The big three distributors all face “significant risk from opioid litigation,” wrote David Larsen, an analyst for SVB Leerink, in an April 22 note, adding that the investment bank remains cautious on the companies’ prospects.

Tuesday’s filings against RDC help demonstrate the logic behind that cautiousness. Prosecutors alleged distributors played an essential role in spreading opioids to pharmacies, and eventually patients, across the country at sharply increasing rates in recent years.

From 2012 to 2016, the number of oxycodone tablets sold by RDC soared from just under 5 million to more than 42 million. Fentanyl sales increased even more sharply during that time period, from 63,000 doses to 1.3 million.

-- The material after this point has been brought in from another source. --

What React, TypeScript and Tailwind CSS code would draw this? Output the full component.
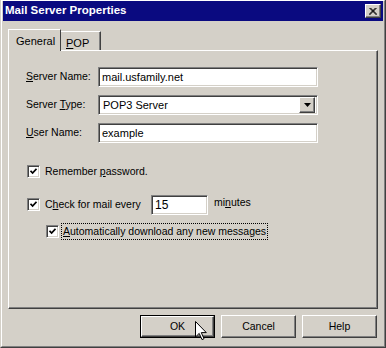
import type { ReactNode } from "react";

const raised =
  "border border-t-white border-l-white border-r-[#404040] border-b-[#404040] shadow-[inset_-1px_-1px_0_#808080]";
const sunken =
  "border border-t-[#808080] border-l-[#808080] border-r-white border-b-white shadow-[inset_1px_1px_0_#404040,inset_-1px_-1px_0_#d4d0c8]";

function Check() {
  return (
    <div className={`flex h-[13px] w-[13px] shrink-0 items-center justify-center bg-white ${sunken}`}>
      <svg width="7" height="7" viewBox="0 0 7 7">
        <path d="M0.5 2.8 L2.6 5 L6.5 0.8" fill="none" stroke="#000" strokeWidth="1.7" />
      </svg>
    </div>
  );
}

function Field({ label, children }: { label: ReactNode; children: ReactNode }) {
  return (
    <div className="flex h-[20px] items-center">
      <div className="w-[72px]">{label}</div>
      {children}
    </div>
  );
}

function Button({ label, isDefault }: { label: string; isDefault?: boolean }) {
  if (isDefault) {
    return (
      <div className="h-[23px] w-[75px] border border-black">
        <div className={`flex h-full items-center justify-center ${raised}`}>{label}</div>
      </div>
    );
  }
  return <div className={`flex h-[23px] w-[75px] items-center justify-center ${raised}`}>{label}</div>;
}

export default function App() {
  return (
    <div className="relative h-[348px] w-[386px] border-b border-l border-r border-l-[#d4d0c8] border-r-[#404040] border-b-[#404040] bg-[#d4d0c8] font-['Liberation_Sans',Arial,sans-serif] text-[10.5px] text-black">
      <div className="flex h-full flex-col border-l border-t border-l-white border-t-white border-r border-b border-r-[#808080] border-b-[#808080] px-px">
        <div className="flex h-[20px] items-center justify-between bg-[#0a0a80] pl-[2px] pr-[2px]">
          <span className="text-[11.5px] font-bold text-white">Mail Server Properties</span>
          <div className={`flex h-[14px] w-[16px] items-center justify-center bg-[#d4d0c8] ${raised}`}>
            <svg width="8" height="7" viewBox="0 0 8 7">
              <path d="M0.5 0 L7.5 7 M1.5 0 L8 6.5 M7.5 0 L0.5 7 M6.5 0 L0 6.5" stroke="#000" strokeWidth="1" />
            </svg>
          </div>
        </div>

        <div className="flex flex-1 flex-col pl-[5px] pr-[5px] pt-[8px]">
          <div className="flex items-end">
            <div className="relative z-10 -mb-px flex h-[22px] w-[53px] items-start border-l border-t border-r border-l-white border-t-white border-r-[#404040] bg-[#d4d0c8] pl-[7px] pt-[3px] text-[11px]">
              General
            </div>
            <div className="flex h-[19px] w-[40px] items-start border-t border-r border-t-white border-r-[#404040] pl-[5px] pt-[3px] text-[11px] shadow-[inset_-1px_0_0_#808080]">
              <span className="underline">P</span>OP
            </div>
          </div>
          <div className={`flex h-[259px] flex-col pl-[17px] pt-[16px] ${raised}`}>
            <div className="flex flex-col gap-[8px]">
              <Field
                label={
                  <span>
                    <span className="underline">S</span>erver Name:
                  </span>
                }
              >
                <div className={`flex h-[20px] w-[220px] items-center bg-white pl-[3px] text-[11px] ${sunken}`}>mail.usfamily.net</div>
              </Field>
              <Field
                label={
                  <span>
                    Server <span className="underline">T</span>ype:
                  </span>
                }
              >
                <div className={`flex h-[20px] w-[220px] items-center justify-between bg-white p-[2px] pl-[4px] text-[11px] ${sunken}`}>
                  <span>POP3 Server</span>
                  <div className={`flex h-[16px] w-[16px] items-center justify-center bg-[#d4d0c8] ${raised}`}>
                    <svg width="7" height="4" viewBox="0 0 7 4">
                      <path d="M0 0 H7 L3.5 4 Z" fill="#000" />
                    </svg>
                  </div>
                </div>
              </Field>
              <Field
                label={
                  <span>
                    <span className="underline">U</span>ser Name:
                  </span>
                }
              >
                <div className={`flex h-[20px] w-[220px] items-center bg-white pl-[3px] text-[11px] ${sunken}`}>example</div>
              </Field>
            </div>

            <div className="mt-[21px] flex items-center gap-[5px] pl-px">
              <Check />
              <span>
                Remember <span className="underline">p</span>assword.
              </span>
            </div>

            <div className="mt-[15px] flex h-[20px] items-center pl-px">
              <Check />
              <span className="ml-[5px] w-[106px]">
                C<span className="underline">h</span>eck for mail every
              </span>
              <div className={`flex h-[20px] w-[57px] items-center bg-white pl-[3px] text-[12px] ${sunken}`}>15</div>
              <span className="ml-[6px] -mt-[3px]">
                mi<span className="underline">n</span>utes
              </span>
            </div>

            <div className="mt-[8px] flex items-center pl-[20px]">
              <Check />
              <span className="ml-[2px] border border-dotted border-black px-px py-px leading-[13px]">
                <span className="underline">A</span>utomatically download any new messages
              </span>
            </div>
          </div>

          <div className="mt-[6px] flex justify-end gap-[6px] pr-px">
            <Button label="OK" isDefault />
            <Button label="Cancel" />
            <Button label="Help" />
          </div>
        </div>
      </div>

      <svg className="absolute left-[194px] top-[321px]" width="12" height="20" viewBox="0 0 12 20">
        <path d="M0.5 0.5 V16 L4.2 12.4 L7 18.6 L9 17.7 L6.3 11.6 H11.3 Z" fill="#fff" stroke="#000" strokeWidth="1" />
      </svg>
    </div>
  );
}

RDC admitted to “misrepresenting to the DEA the company’s due diligence practices and knowingly failing to file suspicious order reports with the DEA regarding some of RDC’s customers’ suspicious orders,” the company admitted as part of its settlement agreement.

The case against Doud will be one to watch going forward, particularly amid increased scrutiny on the individuals, not just the companies, at the heart of the opioid crisis. Most notably, the Sackler family has faced negative publicity as some attorneys general examine individual culpability.

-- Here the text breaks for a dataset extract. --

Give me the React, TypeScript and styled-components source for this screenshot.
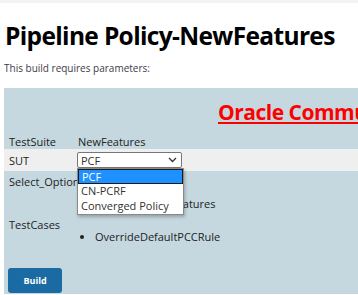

If convicted, the 75-year-old former CEO would face a mandatory minimum sentence of 10 years in prison on the charge of conspiracy to distribute controlled substances. Doud was also charged with conspiracy to defraud the U.S., which carries a five-year maximum prison term.

Doud led RDC from 1991 until April 2017, and the indictment against him describes how he dismissed concerns raised by other executives.

In one instance outlined in the indictment, RDC’s chief operating officer questioned the distributor’s relationship with one pharmacy in 2013 that was ordering increasing amounts of the fentanyl spray Subsys.

When the COO continued to question if the financial relationship was worth keeping, the indictment states that Doud told the exec, “Kill it and die!” The relationship with that pharmacy carried on.

“Mr. Doud is being framed, plain and simple,” Doud’s attorney Robert Gottlieb said in a statement provided to BioPharma Dive. “The Government has it all wrong and is being used by others to cover up this wrongdoing. Mr. Doud will fight these false charges to his last breath and he will be vindicated.”